Is There a Simple Solution for This Integral?

[MathewsMD]

for the problem:

\int {[(y-1)^3 + C]^{-1/2}}dy

Is there a simple solution that can yield an answer? C is a constant. Integration by parts doesn't seem to look helpful (at least to me). Trigonometric substitution looks like one method that would work, though it would involve quite a bit of substitution and it appears it will be messy. Are there any other methods that are simpler and would work well?

 

[MathewsMD]

Here's my solution. I think it suffices in saying that the answer isn't exactly as simplified as it should be. The top is kind of cut out, but it reads

\frac {1}{c^{1/2}}(y - 1)^{3/2} = u

Any help with regards to finding a simpler solution would be greatly appreciated!

 

[Mark44]

And the bottom is cut off as well.

You can always verify that an antiderivative is correct by differentiating it. If you wind up with the integrand, then all is well.

 

[MathewsMD]

And the bottom is cut off as well.

You can always verify that an antiderivative is correct by differentiating it. If you wind up with the integrand, then all is well.

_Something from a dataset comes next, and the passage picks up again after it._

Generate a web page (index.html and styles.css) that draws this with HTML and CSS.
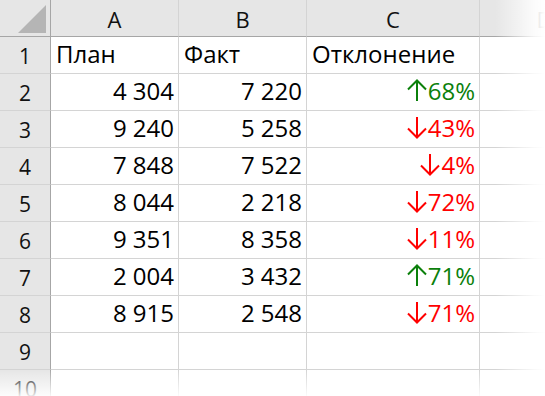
FILE: index.html
```html
<!DOCTYPE html>
<html lang="ru">
<head>
<meta charset="utf-8">
<title>Отклонение</title>
<link rel="stylesheet" href="styles.css">
</head>
<body>
<div class="wrap">
  <div class="sheet">
    <div class="corner"><span class="tri"></span></div>
    <div class="colh">A</div>
    <div class="colh">B</div>
    <div class="colh">C</div>
    <div class="colh last">D</div>

    <div class="rowh">1</div>
    <div class="cell">План</div>
    <div class="cell">Факт</div>
    <div class="cell">Отклонение</div>
    <div class="cell last"></div>

    <div class="rowh">2</div>
    <div class="cell num">4 304</div>
    <div class="cell num">7 220</div>
    <div class="cell num up"><svg class="arr" viewBox="0 0 20 23"><path d="M10 22V1.5M1 10.5L10 1.5L19 10.5"/></svg>68%</div>
    <div class="cell last"></div>

    <div class="rowh">3</div>
    <div class="cell num">9 240</div>
    <div class="cell num">5 258</div>
    <div class="cell num down"><svg class="arr" viewBox="0 0 20 23"><path d="M10 1V21.5M1 12.5L10 21.5L19 12.5"/></svg>43%</div>
    <div class="cell last"></div>

    <div class="rowh">4</div>
    <div class="cell num">7 848</div>
    <div class="cell num">7 522</div>
    <div class="cell num down"><svg class="arr" viewBox="0 0 20 23"><path d="M10 1V21.5M1 12.5L10 21.5L19 12.5"/></svg>4%</div>
    <div class="cell last"></div>

    <div class="rowh">5</div>
    <div class="cell num">8 044</div>
    <div class="cell num">2 218</div>
    <div class="cell num down"><svg class="arr" viewBox="0 0 20 23"><path d="M10 1V21.5M1 12.5L10 21.5L19 12.5"/></svg>72%</div>
    <div class="cell last"></div>

    <div class="rowh">6</div>
    <div class="cell num">9 351</div>
    <div class="cell num">8 358</div>
    <div class="cell num down"><svg class="arr" viewBox="0 0 20 23"><path d="M10 1V21.5M1 12.5L10 21.5L19 12.5"/></svg>11%</div>
    <div class="cell last"></div>

    <div class="rowh">7</div>
    <div class="cell num">2 004</div>
    <div class="cell num">3 432</div>
    <div class="cell num up"><svg class="arr" viewBox="0 0 20 23"><path d="M10 22V1.5M1 10.5L10 1.5L19 10.5"/></svg>71%</div>
    <div class="cell last"></div>

    <div class="rowh">8</div>
    <div class="cell num">8 915</div>
    <div class="cell num">2 548</div>
    <div class="cell num down"><svg class="arr" viewBox="0 0 20 23"><path d="M10 1V21.5M1 12.5L10 21.5L19 12.5"/></svg>71%</div>
    <div class="cell last"></div>

    <div class="rowh">9</div>
    <div class="cell"></div>
    <div class="cell"></div>
    <div class="cell"></div>
    <div class="cell last"></div>

    <div class="rowh">10</div>
    <div class="cell"></div>
    <div class="cell"></div>
    <div class="cell"></div>
    <div class="cell last"></div>
  </div>
  <div class="fade-right"></div>
  <div class="fade-bottom"></div>
</div>
</body>
</html>
```

FILE: styles.css
```css
html, body {
  margin: 0;
  padding: 0;
  background: #fff;
}

.wrap {
  position: relative;
  width: 545px;
  height: 396px;
  overflow: hidden;
}

.sheet {
  display: grid;
  grid-template-columns: 51px 128px 128px 173px 130px;
  grid-auto-rows: 37px;
  font-family: "Open Sans", "Noto Sans", sans-serif;
  color: #000;
}

.sheet > div {
  box-sizing: border-box;
  display: flex;
  align-items: flex-end;
  border-right: 1px solid #d4d4d4;
  border-bottom: 1px solid #d4d4d4;
  white-space: nowrap;
}

.corner {
  position: relative;
  background: #e6e6e6;
  border-right-color: #a6a6a6 !important;
  border-bottom-color: #a6a6a6 !important;
}

.tri {
  position: absolute;
  left: 18px;
  top: 5px;
  width: 28px;
  height: 28px;
  background: #b5b5b5;
  clip-path: polygon(100% 0, 100% 100%, 0 100%);
}

.colh {
  background: #e6e6e6;
  border-bottom-color: #a6a6a6 !important;
  justify-content: center;
  font-size: 22px;
  line-height: 20px;
  padding-bottom: 7px;
  color: #111;
}

.rowh {
  background: #e6e6e6;
  border-right-color: #a6a6a6 !important;
  justify-content: center;
  font-size: 21px;
  line-height: 20px;
  padding-bottom: 7px;
  color: #111;
}

.cell {
  font-size: 24px;
  line-height: 24px;
  padding: 0 4px 7px 5px;
}

.num {
  justify-content: flex-end;
}

.up {
  color: #0b800b;
}

.down {
  color: #ff0000;
}

.arr {
  width: 20px;
  height: 23px;
  margin: 0 1px 1px 0;
  align-self: flex-end;
  fill: none;
  stroke: currentColor;
  stroke-width: 2;
}

.fade-right {
  position: absolute;
  top: 0;
  right: 0;
  width: 50px;
  height: 100%;
  background: linear-gradient(to right, rgba(255,255,255,0) 0%, rgba(255,255,255,0.85) 78%, #fff 100%);
}

.fade-bottom {
  position: absolute;
  left: 0;
  bottom: 0;
  width: 100%;
  height: 26px;
  background: linear-gradient(to bottom, rgba(255,255,255,0) 0%, rgba(255,255,255,0.9) 100%);
}
```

The bottom is merely substitution. Yes, verifying with the antiderivative to see if it a solution is one possibility, but I was wondering for a question like this, if there was another method besides trigonometric substitution that would help simplify the integration. Any help is greatly appreciated!

 

[Mark44]

This problem doesn't lend itself easily to a trig substitution, IMO. That type of substitution is most useful when you have a sum or difference of squares, raised to some power. Having a cube in there as you do makes a trig sub less promising. Maybe you can make it work, treating it as a sum of squares -- [(y + 1)^3/2]² + (sqrt(C))²

And maybe that's what you did, but without being able to see it all, I didn't put any time into checking.

 

[MathewsMD]

This problem doesn't lend itself easily to a trig substitution, IMO. That type of substitution is most useful when you have a sum or difference of squares, raised to some power. Having a cube in there as you do makes a trig sub less promising. Maybe you can make it work, treating it as a sum of squares -- [(y + 1)^3/2]² + (sqrt(C))²

And maybe that's what you did, but without being able to see it all, I didn't put any time into checking.

Sorry, I thought I posted this earlier...there must have been some kind of mess-up on my part. This is what I was referring to as revised. The solution doesn't seem to be easily solvable for its coefficients, and trig substation, although messy, seems like the only elementary way to go about the problem, no?

 

[Mark44]

The first attached image, soln.jpg, is blurry and unreadable in part. The second image, soln2.jpg, is cut off again.

 

[dextercioby]

I'm pretty sure this is doable in terms of elliptic integrals.

http://www.wolframalpha.com/input/?i=Integrate+1/(x^3+1)^(1/2)